In India, as a consequence of the recent boom, the rapidly growing sectors such as finance, insurance, real estate, telecommunications, and IT-related services have come to account for about 20 percent of the GDP, even though they provide less than 2 percent of the total employment. These sectors are characterized by higher shares of surplus in output, as well as higher earnings per capita of the employees, compared to the rest of the economy. Their growth therefore is clearly inequality-enhancing.

 

But such growth also increases the relative magnitude of absolute poverty. The fact that the rate of growth of employment is lower than the increase in the work-force, implies that a larger and larger proportion of the work-force is forced to join the reserve army of labour and hence experience absolute poverty.
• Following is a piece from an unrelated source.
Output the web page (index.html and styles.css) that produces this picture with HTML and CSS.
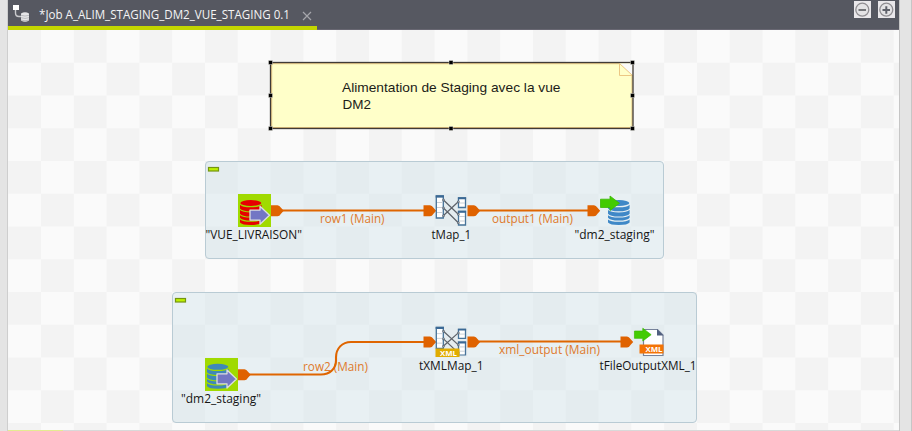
FILE: index.html
```html
<!DOCTYPE html>
<html lang="fr">
<head>
<meta charset="utf-8">
<title>Job A_ALIM_STAGING_DM2_VUE_STAGING 0.1</title>
<link rel="stylesheet" href="styles.css">
</head>
<body>
<main class="editor">
  <header class="tabbar">
    <div class="tab">
      <svg class="job-icon" width="18" height="18" viewBox="0 0 18 18">
        <path d="M3.500 5v4q0 3.500 3.500 3.500h2" fill="none" stroke="#c9cacd" stroke-width="1.400"/>
        <rect x="1" y="1" width="6" height="5" fill="#fff"/>
        <path d="M9 9.500q4-2.500 8 0v7q-4 2.500-8 0z" fill="#e6e6e8"/>
        <path d="M9 11.300q4 1.500 8 0M9 13.700q4 1.500 8 0M9 16q4 1.500 8 0" fill="none" stroke="#a6a7ac" stroke-width=".7"/>
      </svg>
      <svg class="tab-title" width="252" height="26"><text x="0" y="18.500" textLength="251" lengthAdjust="spacingAndGlyphs">*Job A_ALIM_STAGING_DM2_VUE_STAGING 0.1</text></svg>
      <svg class="close" width="10" height="10"><path d="M1 1l8 8M9 1L1 9" stroke="#a5a6ab" stroke-width="1.200"/></svg>
    </div>
    <div class="tools">
      <svg width="17" height="17"><rect width="17" height="17" fill="#eae8eb"/><circle cx="8.300" cy="8.700" r="6.500" fill="#e4e3e5" stroke="#8f8d91" stroke-width="1.300"/><path d="M4.500 9h7.500" stroke="#747579" stroke-width="2"/></svg>
      <svg width="17" height="17"><rect width="17" height="17" fill="#eae8eb"/><circle cx="8.300" cy="8.700" r="6.500" fill="#e4e3e5" stroke="#8f8d91" stroke-width="1.300"/><path d="M4.500 9h7.500M8.300 5.200v7.500" stroke="#5f616a" stroke-width="2"/></svg>
    </div>
  </header>
  <section class="canvas">
    <svg class="diagram" width="891" height="400" viewBox="8 30 891 400">
      <defs>
        <path id="port" d="M0-5.500h6.500q2 0 3.500 2.500l2.700 3-2.700 3q-1.500 2.500-3.500 2.500H0z"/>
        <g id="db">
          <ellipse cx="10.800" cy="3" rx="10.500" ry="3"/>
          <path d="M0 4.700q2.500 2.600 10.800 2.600t10.800-2.600v3.700q-2 2.800-10.800 2.800T0 8.400zM0 10q2.500 2.400 10.800 2.400t10.800-2.400v3.700q-2 2.800-10.800 2.800T0 13.700zM0 15.200q2.500 2.400 10.800 2.400t10.800-2.400v2.500q-2 2.800-10.800 2.800T0 17.700zM0 19.500q2.500 2.300 10.800 2.300t10.800-2.300v3q-2 2.500-10.800 2.500T0 22.500z"/>
        </g>
        <path id="arrow-in" d="M0 3.800h10V0L19.500 9 10 18v-4.200H0z" fill="#7376c4" stroke="#dcdde0" stroke-width="1.300" stroke-linejoin="round"/>
        <path id="arrow-out" d="M.5 3.700h9.500V.5l9.500 7.300-9.500 7.200v-3H.5z" fill="#43cb02" stroke="#3bb904" stroke-width=".8" stroke-linejoin="round"/>
        <g id="map">
          <path d="M.8 1h7v22h-7z" fill="#fff" stroke="#467399" stroke-width="1.300"/>
          <path d="M.2 1.500h8.200" stroke="#3b6995" stroke-width="2.300"/>
          <path d="M1.500 7.500h6M1.500 12.500h6M1.500 17.500h6" stroke="#c4cbd1" stroke-width=".9"/>
          <path d="M23 3h7v9.500h-7zM23 16.500h7V30h-7z" fill="#fff" stroke="#467399" stroke-width="1.300"/>
          <path d="M22.400 3.300h8.200M22.400 16.800h8.200" stroke="#3b6995" stroke-width="2"/>
          <path d="M23.500 8h6M23.500 21.500h6M23.500 26h6" stroke="#c4cbd1" stroke-width=".9"/>
          <path d="M8 5l14.500 14M8 13l14.500 14.500M8 20.500L22.500 7" fill="none" stroke="#5d6269" stroke-width="1.200"/>
          <path d="M7.200 4.200h1.600v1.600H7.200zM7.200 12.200h1.600v1.600H7.200zM7.200 20h1.600v1.600H7.200zM22 6h1.600v1.600H22zM22 18.500h1.600v1.600H22zM22 27h1.600v1.600H22z" fill="#f5f7f8" stroke="#59636e" stroke-width=".8"/>
        </g>
        <g id="collapse"><rect x=".5" y=".5" width="10" height="3.500" fill="#bdf000" stroke="#749510" stroke-width="1.200"/></g>
      </defs>

      <rect class="note" x="271" y="62.500" width="362" height="66"/>
      <path d="M620 63.500h12.500V76z" fill="#fafafa"/>
      <path d="M619.500 63.500v12h13z" fill="#ffffc9" stroke="#ecc784"/>
      <path d="M271.700 127.500V63.700H619M632 76v51.500H272" fill="none" stroke="#dfbf7c"/>
      <rect class="note-border" x="270.500" y="62.500" width="362.500" height="66"/>
      <path class="handles" d="M268.500 60.500h4v4h-4zM449 60.500h4v4h-4zM630.500 60.500h4v4h-4zM268.500 93.500h4v4h-4zM630.500 93.500h4v4h-4zM268.500 126.500h4v4h-4zM449 126.500h4v4h-4zM630.500 126.500h4v4h-4z"/>
      <text class="note-text" x="342" y="92" textLength="218.500" lengthAdjust="spacingAndGlyphs">Alimentation de Staging avec la vue</text>
      <text class="note-text" x="342.500" y="108.500" textLength="28.500" lengthAdjust="spacingAndGlyphs">DM2</text>

      <rect class="subjob" x="205.500" y="161.500" width="458" height="97" rx="3.500"/>
      <use href="#collapse" x="208" y="167"/>
      <path class="link" d="M280 210.500h146M478 210.500h112"/>
      <g class="ports"><use href="#port" x="271" y="210.700"/><use href="#port" x="423.500" y="210.700"/><use href="#port" x="467.500" y="210.700"/><use href="#port" x="587.500" y="210.700"/></g>
      <rect class="start" x="238" y="194" width="33" height="33"/>
      <use href="#db" x="240" y="200" fill="#e60000"/>
      <use href="#arrow-in" x="250" y="206.300"/>
      <use href="#map" x="435.500" y="195"/>
      <use href="#db" x="608" y="200" fill="#3f88c7"/>
      <use href="#arrow-out" x="600" y="195.500"/>
      <text class="link-label" x="320" y="223" textLength="64.500" lengthAdjust="spacingAndGlyphs">row1 (Main)</text>
      <text class="link-label" x="492" y="223" textLength="81" lengthAdjust="spacingAndGlyphs">output1 (Main)</text>
      <text class="label" x="205.500" y="239" textLength="96.500" lengthAdjust="spacingAndGlyphs">"VUE_LIVRAISON"</text>
      <text class="label" x="431.500" y="239" textLength="39.500" lengthAdjust="spacingAndGlyphs">tMap_1</text>
      <text class="label" x="574.500" y="239" textLength="80" lengthAdjust="spacingAndGlyphs">"dm2_staging"</text>

      <rect class="subjob" x="172.500" y="292.500" width="524" height="130" rx="3.500"/>
      <use href="#collapse" x="175" y="298"/>
      <text class="link-label" x="303" y="370.500" textLength="65" lengthAdjust="spacingAndGlyphs">row2 (Main)</text>
      <path class="link" d="M248 374.500h73c9 0 15-6 15-14v-3c0-9 6-15.500 15-15.500h74M479 341.500h144"/>
      <g class="ports"><use href="#port" x="238" y="374.700"/><use href="#port" x="423.500" y="342"/><use href="#port" x="467.500" y="342"/><use href="#port" x="620.500" y="342"/></g>
      <rect class="start" x="205" y="358" width="33" height="33"/>
      <use href="#db" x="207" y="363.800" fill="#3f88b8"/>
      <use href="#arrow-in" x="217" y="370"/>
      <use href="#map" transform="translate(435.500 326.500) scale(1 .95)"/>
      <rect x="435.500" y="348.500" width="24" height="8.500" fill="#e0ac00"/>
      <text class="badge" x="440" y="356" textLength="17" lengthAdjust="spacingAndGlyphs">XML</text>
      <path d="M643.500 329.500h14l5.500 5.500v20.500h-19.500z" fill="#fff" stroke="#77839b" stroke-width="1.200"/>
      <path d="M657 329l6.500 6.500H657z" fill="#516080"/>
      <rect x="639.500" y="344.500" width="24" height="9" fill="#f37306"/>
      <text class="badge" x="645.500" y="352" textLength="17" lengthAdjust="spacingAndGlyphs">XML</text>
      <use href="#arrow-out" transform="translate(634 327.800) scale(.88)"/>
      <text class="link-label" x="499" y="354" textLength="101" lengthAdjust="spacingAndGlyphs">xml_output (Main)</text>
      <text class="label" x="181" y="403" textLength="80" lengthAdjust="spacingAndGlyphs">"dm2_staging"</text>
      <text class="label" x="419" y="370" textLength="64.500" lengthAdjust="spacingAndGlyphs">tXMLMap_1</text>
      <text class="label" x="599.500" y="370" textLength="97" lengthAdjust="spacingAndGlyphs">tFileOutputXML_1</text>
    </svg>
  </section>
  <footer class="bottom"></footer>
</main>
</body>
</html>
```
FILE: styles.css
```css
* { box-sizing: border-box; }
body { margin: 0; height: 431px; overflow: hidden; background: #e4e4e4; display: flex; }
svg { display: block; flex: none; }
.editor {
  width: 893px; height: 431px; margin-left: 7px;
  border-left: 1px solid #cecece; border-right: 1px solid #c6c6c6;
  display: flex; flex-direction: column;
}
body::after { content: ""; width: 1px; margin-left: auto; background: #c6c6c6; }
.tabbar {
  height: 30px; flex: none; background: #565861; border-bottom: 1px solid #686772;
  display: flex; justify-content: space-between; align-items: flex-start;
}
.tab {
  width: 309px; height: 30px; border-bottom: 4px solid #c3d600;
  display: flex; align-items: flex-start; padding-left: 4px;
}
.job-icon { margin-top: 4px; }
.tab-title { margin-left: 9px; overflow: visible; }
.tab-title text { font: 12px "Open Sans", "Noto Sans", sans-serif; fill: #f4f4f5; }
.close { margin: 11px 0 0 11px; }
.tools { display: flex; gap: 7px; padding: 1px 4px 0 0; }
.canvas {
  height: 400px; flex: none;
  background: conic-gradient(#f3f3f3 0 25%, #fafafa 0 50%, #f3f3f3 0 75%, #fafafa 0) -32.6px 0 / 65.6px 65.5px;
}
.bottom { height: 1px; background: linear-gradient(90deg, #e5eb91 55px, #d9d9d9 55px); }
.note { fill: #ffffc9; }
.note-border { fill: none; stroke: #3f3a36; stroke-width: 1.3; }
.handles { fill: #000; stroke: #f8f8f0; stroke-width: .4; }
.note-text { font: 13.3px "Liberation Sans", Arial, sans-serif; fill: #1c1c18; }
.subjob { fill: rgba(214, 230, 236, .5); stroke: #b9cbd4; }
.start { fill: #a0da00; }
.link { fill: none; stroke: #df6500; stroke-width: 2.1; }
.ports { fill: #df6200; }
.label, .link-label { font: 12px "Open Sans", "Noto Sans", sans-serif; fill: #151515; }
.link-label { fill: #df7a2c; }
.badge { font: bold 7.5px "Open Sans", sans-serif; fill: #fff; }
```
In addition, for this very reason, the active army of labour too does not experience any increase in its real wage rate, so that the increase in the relative numbers of the absolutely impoverished is not even mitigated by an increase in real wage elsewhere.

 

Of course, in today’s context no physical distinction can be drawn between the active and the reserve armies of labour, since “informalisation” of work basically means that a given amount of work gets shared among all. Almost every worker in other words belongs both to the reserve army and to the active army. But the conclusion about a relative increase in the extent of absolute poverty remains unaffected by this fact.

 

Those who oppose redistribution and put their faith on growth therefore are wrong in their argument. But those who advocate redistribution, other than as a transitional demand (in Lenin’s sense), i.e. who believe that significant redistribution, of the sort that can overcome absolute poverty, is possible within the existing framework of capitalism, are chasing a chimera.